===== Stored data

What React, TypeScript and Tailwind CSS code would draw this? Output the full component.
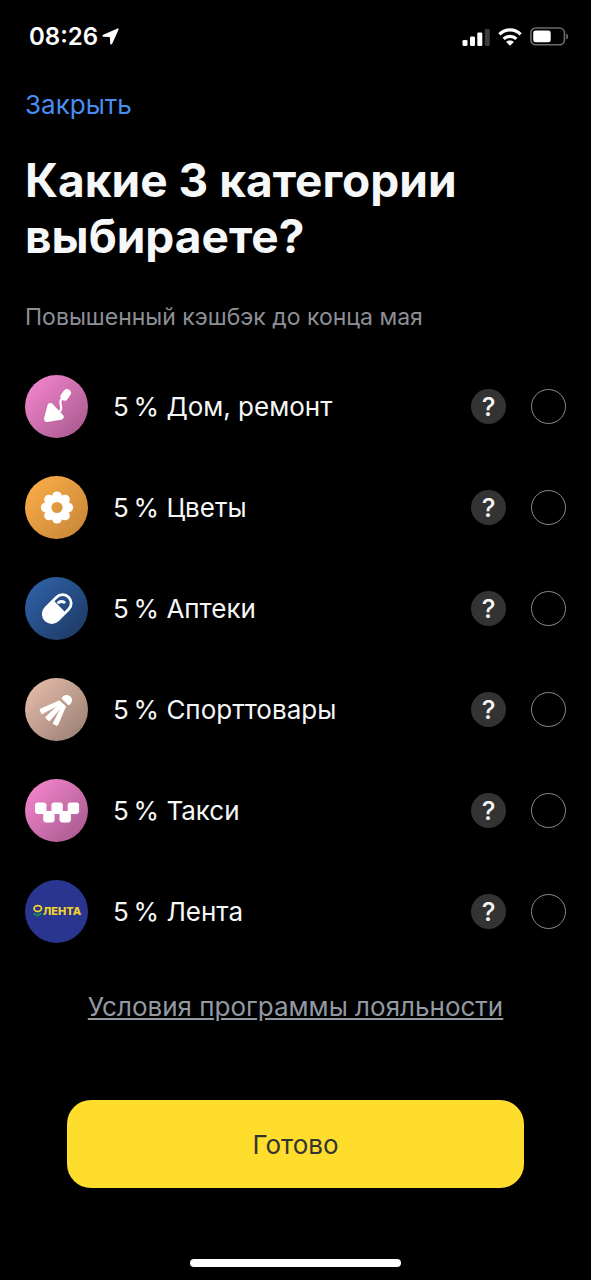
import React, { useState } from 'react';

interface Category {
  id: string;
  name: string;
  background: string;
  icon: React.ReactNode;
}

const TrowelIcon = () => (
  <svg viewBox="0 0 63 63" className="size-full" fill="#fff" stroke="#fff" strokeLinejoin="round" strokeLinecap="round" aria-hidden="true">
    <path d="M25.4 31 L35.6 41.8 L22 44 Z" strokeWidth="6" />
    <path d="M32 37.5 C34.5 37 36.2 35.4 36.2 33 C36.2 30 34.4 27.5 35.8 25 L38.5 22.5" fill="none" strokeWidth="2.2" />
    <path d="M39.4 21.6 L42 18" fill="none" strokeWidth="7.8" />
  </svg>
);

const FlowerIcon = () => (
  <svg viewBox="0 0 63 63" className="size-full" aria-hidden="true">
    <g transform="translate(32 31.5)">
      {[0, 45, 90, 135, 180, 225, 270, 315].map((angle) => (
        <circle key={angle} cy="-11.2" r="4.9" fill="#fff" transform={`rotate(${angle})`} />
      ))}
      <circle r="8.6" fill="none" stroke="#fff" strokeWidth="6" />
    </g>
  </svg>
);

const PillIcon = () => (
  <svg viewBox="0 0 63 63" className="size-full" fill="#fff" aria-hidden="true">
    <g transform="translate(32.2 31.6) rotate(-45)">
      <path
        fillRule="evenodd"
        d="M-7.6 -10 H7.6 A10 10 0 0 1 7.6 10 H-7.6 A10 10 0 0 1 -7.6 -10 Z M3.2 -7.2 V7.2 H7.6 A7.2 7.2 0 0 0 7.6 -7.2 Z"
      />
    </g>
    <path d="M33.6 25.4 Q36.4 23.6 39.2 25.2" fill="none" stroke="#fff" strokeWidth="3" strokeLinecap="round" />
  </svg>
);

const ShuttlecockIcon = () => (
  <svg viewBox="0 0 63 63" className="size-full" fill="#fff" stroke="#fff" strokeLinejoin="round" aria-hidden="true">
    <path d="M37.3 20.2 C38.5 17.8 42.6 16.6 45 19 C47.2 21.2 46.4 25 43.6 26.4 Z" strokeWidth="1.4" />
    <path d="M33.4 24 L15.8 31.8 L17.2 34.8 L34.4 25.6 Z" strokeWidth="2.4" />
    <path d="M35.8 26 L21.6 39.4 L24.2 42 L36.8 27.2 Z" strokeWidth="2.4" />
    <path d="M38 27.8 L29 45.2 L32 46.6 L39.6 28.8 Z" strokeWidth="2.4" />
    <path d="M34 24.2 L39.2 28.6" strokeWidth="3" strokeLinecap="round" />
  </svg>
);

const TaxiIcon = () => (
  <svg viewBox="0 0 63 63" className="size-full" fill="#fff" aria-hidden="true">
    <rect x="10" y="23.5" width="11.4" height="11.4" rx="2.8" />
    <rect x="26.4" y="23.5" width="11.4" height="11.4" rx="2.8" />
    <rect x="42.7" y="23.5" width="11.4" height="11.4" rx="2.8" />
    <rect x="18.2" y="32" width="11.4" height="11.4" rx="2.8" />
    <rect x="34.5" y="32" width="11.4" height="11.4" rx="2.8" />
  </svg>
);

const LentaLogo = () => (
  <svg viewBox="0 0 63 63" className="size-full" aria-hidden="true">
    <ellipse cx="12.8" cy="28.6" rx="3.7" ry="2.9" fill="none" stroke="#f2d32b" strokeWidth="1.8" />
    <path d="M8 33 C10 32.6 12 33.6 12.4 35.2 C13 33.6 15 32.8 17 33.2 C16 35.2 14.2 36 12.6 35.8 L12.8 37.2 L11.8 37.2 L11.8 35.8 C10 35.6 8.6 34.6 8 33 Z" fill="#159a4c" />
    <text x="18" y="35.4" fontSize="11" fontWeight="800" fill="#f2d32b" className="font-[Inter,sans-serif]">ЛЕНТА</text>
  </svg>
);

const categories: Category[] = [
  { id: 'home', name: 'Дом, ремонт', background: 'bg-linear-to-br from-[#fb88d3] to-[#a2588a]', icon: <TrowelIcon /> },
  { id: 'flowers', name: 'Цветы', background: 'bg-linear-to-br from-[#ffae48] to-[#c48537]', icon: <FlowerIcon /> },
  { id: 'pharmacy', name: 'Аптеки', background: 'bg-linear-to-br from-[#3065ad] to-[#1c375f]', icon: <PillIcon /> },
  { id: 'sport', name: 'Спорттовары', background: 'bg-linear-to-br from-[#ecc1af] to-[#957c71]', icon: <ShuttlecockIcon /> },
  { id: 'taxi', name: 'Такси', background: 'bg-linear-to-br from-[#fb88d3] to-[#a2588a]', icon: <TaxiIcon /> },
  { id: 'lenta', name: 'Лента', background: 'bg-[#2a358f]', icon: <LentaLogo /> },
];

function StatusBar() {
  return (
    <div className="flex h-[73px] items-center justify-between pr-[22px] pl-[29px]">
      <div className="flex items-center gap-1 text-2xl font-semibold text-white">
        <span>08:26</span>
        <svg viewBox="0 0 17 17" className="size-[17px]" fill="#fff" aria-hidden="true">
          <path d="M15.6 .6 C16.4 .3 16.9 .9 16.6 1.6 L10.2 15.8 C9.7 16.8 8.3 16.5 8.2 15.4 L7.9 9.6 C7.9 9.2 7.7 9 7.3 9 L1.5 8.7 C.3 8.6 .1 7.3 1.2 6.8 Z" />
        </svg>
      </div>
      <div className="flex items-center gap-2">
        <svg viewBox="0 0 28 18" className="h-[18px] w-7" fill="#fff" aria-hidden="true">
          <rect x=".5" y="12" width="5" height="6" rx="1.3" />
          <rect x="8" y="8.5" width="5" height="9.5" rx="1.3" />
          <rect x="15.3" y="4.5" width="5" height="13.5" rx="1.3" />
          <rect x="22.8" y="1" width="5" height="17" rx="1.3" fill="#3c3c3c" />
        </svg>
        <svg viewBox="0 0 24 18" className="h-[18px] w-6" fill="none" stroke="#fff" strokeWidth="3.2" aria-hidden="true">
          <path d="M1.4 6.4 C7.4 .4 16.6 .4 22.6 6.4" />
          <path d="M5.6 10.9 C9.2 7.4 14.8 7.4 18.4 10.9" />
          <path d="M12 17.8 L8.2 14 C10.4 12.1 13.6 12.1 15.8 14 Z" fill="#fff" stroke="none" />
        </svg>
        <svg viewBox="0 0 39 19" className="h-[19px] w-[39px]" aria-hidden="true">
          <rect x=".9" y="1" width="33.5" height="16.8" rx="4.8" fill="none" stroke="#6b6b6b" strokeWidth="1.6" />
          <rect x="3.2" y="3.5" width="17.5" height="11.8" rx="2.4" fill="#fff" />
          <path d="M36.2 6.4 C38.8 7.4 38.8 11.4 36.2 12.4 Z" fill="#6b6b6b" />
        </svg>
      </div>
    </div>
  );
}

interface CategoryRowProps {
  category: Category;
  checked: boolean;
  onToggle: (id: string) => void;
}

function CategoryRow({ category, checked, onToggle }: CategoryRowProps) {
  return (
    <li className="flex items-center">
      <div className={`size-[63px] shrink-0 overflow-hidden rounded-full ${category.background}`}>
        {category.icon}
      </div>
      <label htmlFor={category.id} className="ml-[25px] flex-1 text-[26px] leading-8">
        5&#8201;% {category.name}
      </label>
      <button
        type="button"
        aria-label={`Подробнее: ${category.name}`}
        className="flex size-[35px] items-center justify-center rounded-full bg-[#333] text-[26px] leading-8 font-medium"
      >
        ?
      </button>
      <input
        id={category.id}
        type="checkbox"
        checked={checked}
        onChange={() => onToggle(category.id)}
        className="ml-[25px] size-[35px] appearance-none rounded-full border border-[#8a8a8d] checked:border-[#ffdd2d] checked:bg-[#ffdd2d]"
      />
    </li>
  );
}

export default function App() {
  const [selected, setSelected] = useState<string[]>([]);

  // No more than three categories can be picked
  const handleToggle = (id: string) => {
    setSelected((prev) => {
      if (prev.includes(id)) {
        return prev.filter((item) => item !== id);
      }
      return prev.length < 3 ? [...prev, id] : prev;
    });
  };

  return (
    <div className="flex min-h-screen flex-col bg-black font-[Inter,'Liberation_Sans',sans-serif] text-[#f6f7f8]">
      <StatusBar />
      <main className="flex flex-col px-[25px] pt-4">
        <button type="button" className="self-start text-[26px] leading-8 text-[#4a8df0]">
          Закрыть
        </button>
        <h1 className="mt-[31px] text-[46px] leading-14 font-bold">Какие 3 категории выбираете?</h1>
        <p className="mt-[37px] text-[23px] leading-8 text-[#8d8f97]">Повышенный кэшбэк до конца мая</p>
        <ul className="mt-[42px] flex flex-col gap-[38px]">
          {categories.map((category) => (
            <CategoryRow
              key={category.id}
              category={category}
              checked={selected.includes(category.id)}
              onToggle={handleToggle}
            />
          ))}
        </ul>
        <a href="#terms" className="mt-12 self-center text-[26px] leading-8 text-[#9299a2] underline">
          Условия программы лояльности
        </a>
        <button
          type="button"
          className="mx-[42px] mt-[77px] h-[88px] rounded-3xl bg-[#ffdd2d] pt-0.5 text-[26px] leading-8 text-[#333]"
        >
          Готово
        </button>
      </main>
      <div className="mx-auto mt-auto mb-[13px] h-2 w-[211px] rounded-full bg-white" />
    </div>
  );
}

==========

### Do this
Copy each line of the data that contains the word "full".

### Written answer
What React, TypeScript and Tailwind CSS code would draw this? Output the full component.
  <svg viewBox="0 0 63 63" className="size-full" fill="#fff" stroke="#fff" strokeLinejoin="round" strokeLinecap="round" aria-hidden="true">
  <svg viewBox="0 0 63 63" className="size-full" aria-hidden="true">
  <svg viewBox="0 0 63 63" className="size-full" fill="#fff" aria-hidden="true">
  <svg viewBox="0 0 63 63" className="size-full" fill="#fff" stroke="#fff" strokeLinejoin="round" aria-hidden="true">
  <svg viewBox="0 0 63 63" className="size-full" fill="#fff" aria-hidden="true">
  <svg viewBox="0 0 63 63" className="size-full" aria-hidden="true">
      <div className={`size-[63px] shrink-0 overflow-hidden rounded-full ${category.background}`}>
        className="flex size-[35px] items-center justify-center rounded-full bg-[#333] text-[26px] leading-8 font-medium"
        className="ml-[25px] size-[35px] appearance-none rounded-full border border-[#8a8a8d] checked:border-[#ffdd2d] checked:bg-[#ffdd2d]"
      <div className="mx-auto mt-auto mb-[13px] h-2 w-[211px] rounded-full bg-white" />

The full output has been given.